As usual, some commentators have myopically focussed on the drop in the matric pass rate, from 76% (2014) to 71% (2015) as if this, in and of itself, were a meaningful indication of anything. It isn’t. Or that it signalled a decline in quality, or harder exams. It doesn’t. Yes, the matric pass rate went down but the number of learners passing it went up. And in fact the real question might not be why the matric pass rate dropped, but why it didn’t drop further. In comparing the media statement from Umalusi and the technical report from the Department, the answer is quite clear. The decision was made to raise the raw marks across the board, from Maths and Physical Science to Life Science, Maths Literacy, History, Accounting, Geography and 24 other subjects. Umalusi themselves make a point of emphasizing that this was an “unprecedented set of adjustments”. When the Maths Literacy pass rate is adjusted from 38% to the final (and publicly reported) 71%, this is most certainly unprecedented, and I would argue, unwarranted. Was the test really so much more difficult than previous years? (This is the only reason why one is allowed to adjust the marks at all). Why did the internal and external moderators not pick up the huge increase in difficulty? Is it not more plausible that the massive drop in pre-adjusted performance was actually due to the additional 112,000 weaker learners who would’ve otherwise dropped out? If so, Umalusi shouldn’t have adjusted.

This is not to say that the Minister was wrong in introducing the promotion policy. Quite the opposite; she was heeding local and international research which shows that excessive repetition is costly, inefficient and has no educational benefit to the learner. Yes, we do need to find ways of preventing and remediating the problem, but rooting out wasteful repetition in the mean time is prudent and wise. A positive effect of this policy and the extra-large class of 2015 meant many more learners taking and passing key subjects, with about 52,000 extra matric passes, 9000 extra maths passes and 15,500 extra bachelor passes.

Both Umalusi and the Department claim that there were only 65,671 progressed learners. Yet there were an extra 111,676 matrics this year. So where did the other 46,005 extra learners come from? The clear answer is that there was a big policy change preventing schools failing learners multiple times and encouraging them to promote weak learners and push them into matric. Secondly, the way provinces record and report who is a progressed learner is highly dubious and varies by province and district. So, although we have approximately 66,000 ‘officially’ progressed learners, we also have 46,000 ‘quasi-progressed’ learners (what Umalusi calls ‘borderline candidates’).

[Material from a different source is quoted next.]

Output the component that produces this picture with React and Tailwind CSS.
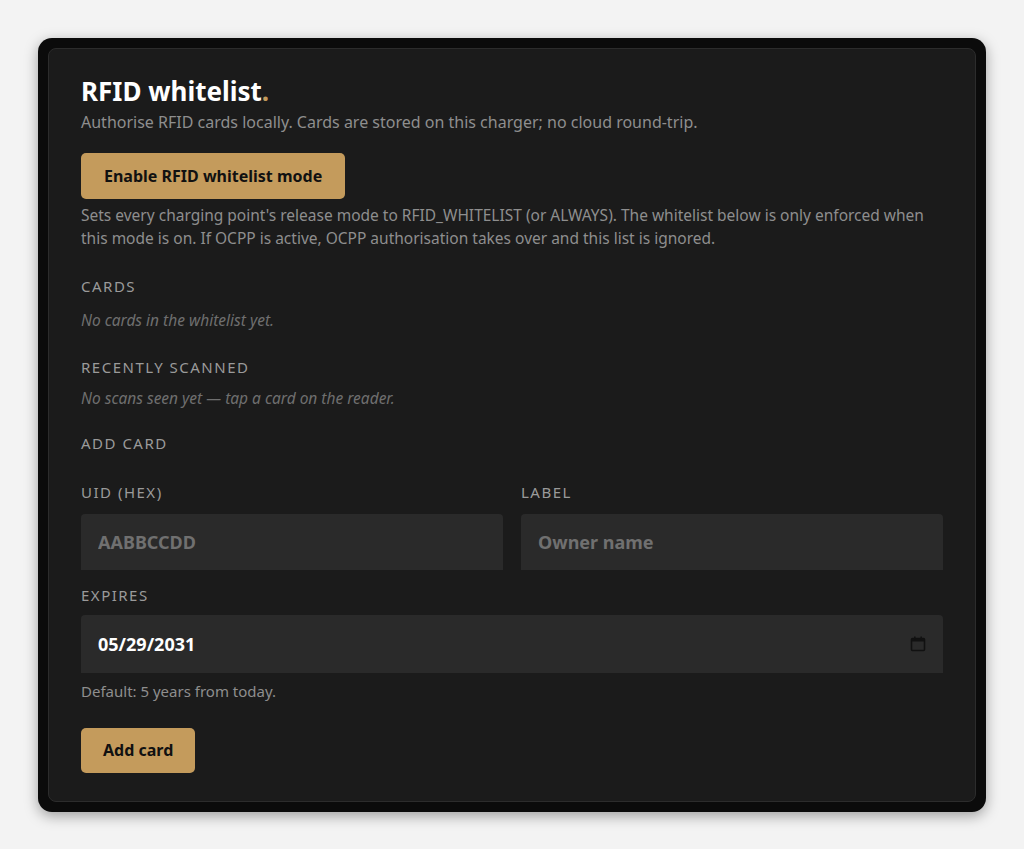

The reason why all of this matters is because it influences the decision of whether to adjust the matric results and by how much. Umalusi is only ever meant to adjust the marks up or down if they believe the exam was harder or easier than previous years. The core assumption in this standardisation process is that the different matric cohorts (2013, 2014 or 2015 matrics) are of equal ability. Thus, any differences between the years can only be because the paper was easier or harder. And this is where the crack emerges. There is simply no way that the 2015 distribution of 645,000 matrics (including progressed and quasi-progressed learners) are as strong as the distribution of 533,000 learners in 2014. Thus the reason the 2015 cohort did so much worse on the raw scores was because of the extra 112,000 weaker learners, not because the tests were harder. We know that Umalusi did not take this into account because there is no way of identifying the 46,000 quasi-progressed learners. In Umalusi’s defence they couldn’t have excluded them even if they had wanted to because provinces didn’t record them. But it doesn’t seem Umalusi excluded these 112,000 (or even the 66,000) learners when they standardised the 2014 and 2015 distributions. This is illogical.

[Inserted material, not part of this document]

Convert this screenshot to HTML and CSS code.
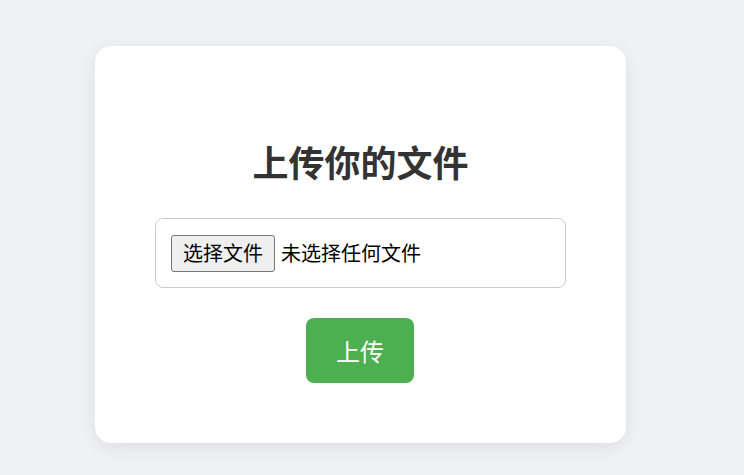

In an unusual change from previous media statements, this year Umalusi included the raw failure rates of subjects (i.e. before any adjustments). This can be compared to the marks in the technical report issued by the Department. The only difference between the two figures are the Umalusi adjustment, a small change due to school based assessments and a small language compensation for second language learners (extra 4 percentage points). When I refer to ‘raw’ and ‘final-adjusted’ pass rates I mean before and after these are accounted for. The three subjects I will focus on here are Maths Literacy, Geography and Business Studies since they all have big increases in enrolments which suggests these were the subjects taken by the progressed and quasi-progressed learners. The differences between the raw pass rate and the final-adjusted pass rate are large for Geography (increased from 66% to 77%), for Business Studies (increased from 54% to 76%) and especially for Maths Literacy (from a shockingly low 38% to 71% after adjustments!). For a national assessment these are incredibly large adjustments.

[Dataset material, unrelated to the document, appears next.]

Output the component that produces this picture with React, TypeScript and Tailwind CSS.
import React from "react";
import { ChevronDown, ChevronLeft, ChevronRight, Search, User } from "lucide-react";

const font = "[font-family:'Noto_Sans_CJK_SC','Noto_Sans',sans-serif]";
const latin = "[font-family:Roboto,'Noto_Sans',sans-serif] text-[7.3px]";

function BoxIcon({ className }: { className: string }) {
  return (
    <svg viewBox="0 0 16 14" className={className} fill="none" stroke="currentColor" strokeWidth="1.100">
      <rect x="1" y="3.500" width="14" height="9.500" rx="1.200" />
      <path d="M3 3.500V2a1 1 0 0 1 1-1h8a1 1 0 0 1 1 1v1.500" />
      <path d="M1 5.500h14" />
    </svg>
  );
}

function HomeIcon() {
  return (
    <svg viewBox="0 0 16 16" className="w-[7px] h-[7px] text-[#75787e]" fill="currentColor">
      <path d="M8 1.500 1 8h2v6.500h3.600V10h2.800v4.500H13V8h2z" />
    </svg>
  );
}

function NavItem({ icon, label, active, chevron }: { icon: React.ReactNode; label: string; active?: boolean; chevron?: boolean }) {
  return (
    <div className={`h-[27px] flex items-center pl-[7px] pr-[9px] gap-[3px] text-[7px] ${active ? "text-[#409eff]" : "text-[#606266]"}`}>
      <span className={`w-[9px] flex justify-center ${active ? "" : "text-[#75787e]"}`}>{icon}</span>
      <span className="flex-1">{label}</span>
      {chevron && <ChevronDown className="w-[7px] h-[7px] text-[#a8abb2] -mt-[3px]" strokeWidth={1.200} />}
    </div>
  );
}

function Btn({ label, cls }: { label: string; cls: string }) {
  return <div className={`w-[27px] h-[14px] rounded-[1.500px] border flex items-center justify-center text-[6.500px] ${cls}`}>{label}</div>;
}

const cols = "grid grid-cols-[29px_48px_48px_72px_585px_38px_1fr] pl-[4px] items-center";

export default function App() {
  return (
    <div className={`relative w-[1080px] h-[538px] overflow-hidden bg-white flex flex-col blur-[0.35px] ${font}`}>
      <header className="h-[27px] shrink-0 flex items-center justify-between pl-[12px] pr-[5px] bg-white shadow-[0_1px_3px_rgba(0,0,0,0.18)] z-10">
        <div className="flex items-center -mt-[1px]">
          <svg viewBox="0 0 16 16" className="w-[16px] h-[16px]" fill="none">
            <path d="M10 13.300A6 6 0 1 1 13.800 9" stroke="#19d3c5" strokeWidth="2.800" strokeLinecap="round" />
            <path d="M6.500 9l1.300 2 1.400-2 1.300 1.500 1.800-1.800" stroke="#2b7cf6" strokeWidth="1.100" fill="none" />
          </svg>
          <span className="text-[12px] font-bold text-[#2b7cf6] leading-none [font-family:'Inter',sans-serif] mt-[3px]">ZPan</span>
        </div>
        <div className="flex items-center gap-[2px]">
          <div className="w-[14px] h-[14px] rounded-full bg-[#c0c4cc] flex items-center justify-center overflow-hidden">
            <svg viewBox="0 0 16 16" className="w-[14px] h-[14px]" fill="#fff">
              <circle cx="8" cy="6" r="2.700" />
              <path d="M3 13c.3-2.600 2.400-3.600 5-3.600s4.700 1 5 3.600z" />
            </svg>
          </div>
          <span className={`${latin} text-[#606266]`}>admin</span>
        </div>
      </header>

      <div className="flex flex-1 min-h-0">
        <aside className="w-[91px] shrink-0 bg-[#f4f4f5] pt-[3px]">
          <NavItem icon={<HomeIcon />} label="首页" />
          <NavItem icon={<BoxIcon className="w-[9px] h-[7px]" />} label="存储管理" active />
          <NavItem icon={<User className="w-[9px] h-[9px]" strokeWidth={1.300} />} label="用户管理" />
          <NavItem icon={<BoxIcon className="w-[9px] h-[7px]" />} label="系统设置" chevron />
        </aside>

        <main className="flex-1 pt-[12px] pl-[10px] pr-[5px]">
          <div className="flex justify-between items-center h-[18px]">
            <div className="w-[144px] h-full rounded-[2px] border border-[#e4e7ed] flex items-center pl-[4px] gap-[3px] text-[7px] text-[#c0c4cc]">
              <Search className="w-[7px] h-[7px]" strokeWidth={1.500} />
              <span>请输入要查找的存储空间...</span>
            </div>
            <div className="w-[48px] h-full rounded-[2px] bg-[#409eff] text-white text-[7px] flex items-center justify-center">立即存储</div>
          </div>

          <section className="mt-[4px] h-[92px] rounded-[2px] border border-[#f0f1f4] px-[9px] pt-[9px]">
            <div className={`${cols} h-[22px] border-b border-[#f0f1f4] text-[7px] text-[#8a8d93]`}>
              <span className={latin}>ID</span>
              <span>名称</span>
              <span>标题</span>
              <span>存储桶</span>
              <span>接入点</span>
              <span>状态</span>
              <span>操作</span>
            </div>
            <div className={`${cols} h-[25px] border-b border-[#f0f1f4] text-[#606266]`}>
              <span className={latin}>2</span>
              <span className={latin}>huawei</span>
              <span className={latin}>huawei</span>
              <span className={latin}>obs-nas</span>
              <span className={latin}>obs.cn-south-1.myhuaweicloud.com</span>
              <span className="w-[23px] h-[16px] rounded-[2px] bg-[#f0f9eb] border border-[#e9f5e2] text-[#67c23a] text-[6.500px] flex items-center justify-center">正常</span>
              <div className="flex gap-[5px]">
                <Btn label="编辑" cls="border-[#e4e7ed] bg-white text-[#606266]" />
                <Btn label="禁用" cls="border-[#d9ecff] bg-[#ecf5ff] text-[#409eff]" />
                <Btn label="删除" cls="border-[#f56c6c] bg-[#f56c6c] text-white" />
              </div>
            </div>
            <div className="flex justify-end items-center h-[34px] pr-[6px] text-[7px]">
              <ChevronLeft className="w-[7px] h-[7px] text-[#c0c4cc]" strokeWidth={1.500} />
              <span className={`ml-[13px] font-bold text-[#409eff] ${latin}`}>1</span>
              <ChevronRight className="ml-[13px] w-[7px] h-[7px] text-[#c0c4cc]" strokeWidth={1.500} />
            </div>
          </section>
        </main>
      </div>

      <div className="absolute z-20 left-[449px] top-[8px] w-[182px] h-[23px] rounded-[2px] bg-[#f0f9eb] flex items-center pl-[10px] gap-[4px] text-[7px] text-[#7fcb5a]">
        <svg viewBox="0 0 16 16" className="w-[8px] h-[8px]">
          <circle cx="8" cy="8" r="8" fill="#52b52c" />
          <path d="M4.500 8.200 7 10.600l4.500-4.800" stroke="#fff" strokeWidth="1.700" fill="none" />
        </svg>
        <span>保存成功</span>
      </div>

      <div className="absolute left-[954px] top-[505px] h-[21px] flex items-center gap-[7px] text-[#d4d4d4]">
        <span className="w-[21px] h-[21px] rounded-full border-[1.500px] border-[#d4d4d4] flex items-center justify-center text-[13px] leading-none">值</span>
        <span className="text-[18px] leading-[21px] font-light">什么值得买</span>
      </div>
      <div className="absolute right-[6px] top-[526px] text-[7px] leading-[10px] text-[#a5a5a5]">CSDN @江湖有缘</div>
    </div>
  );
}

This could only be justified if the 2015 exams were extraordinarily more difficult in 2015 than in 2014. I simply do not buy it. The internal and external moderators all agreed that these exams were set at the appropriate level. To warrant adjustments of this magnitude they would have had to have been way out in their judgements. Why are we looking for alternative explanations for the big drop in raw marks when this one is staring us in the face? The most logical and obvious reason for the drop is the inclusion of an extra 112,000 weaker learners in 2015. Paper difficulty is marginal by comparison. In maths literacy alone there were 76,791 extra candidates in 2015. Where did these learners come from? It is clear that these are the weaker progressed and borderline candidates and that they are the main reason why the raw marks dropped so much. If so then we cannot just adjust the raw marks upwards, as was done this year.

The Umalusi standardisation process is necessary and probably the best we can do when different papers are written year-on-year, but Umalusi needs to clarify what happened here and in future be more transparent in their standardisation process. Unfortunately, no amount of standardisation can solve the biggest problem in our education system which is the fact that most children attending the poorest 75% of schools do not learn to read for meaning by the end of grade three and are forever behind. Indeed, matric starts in grade 1.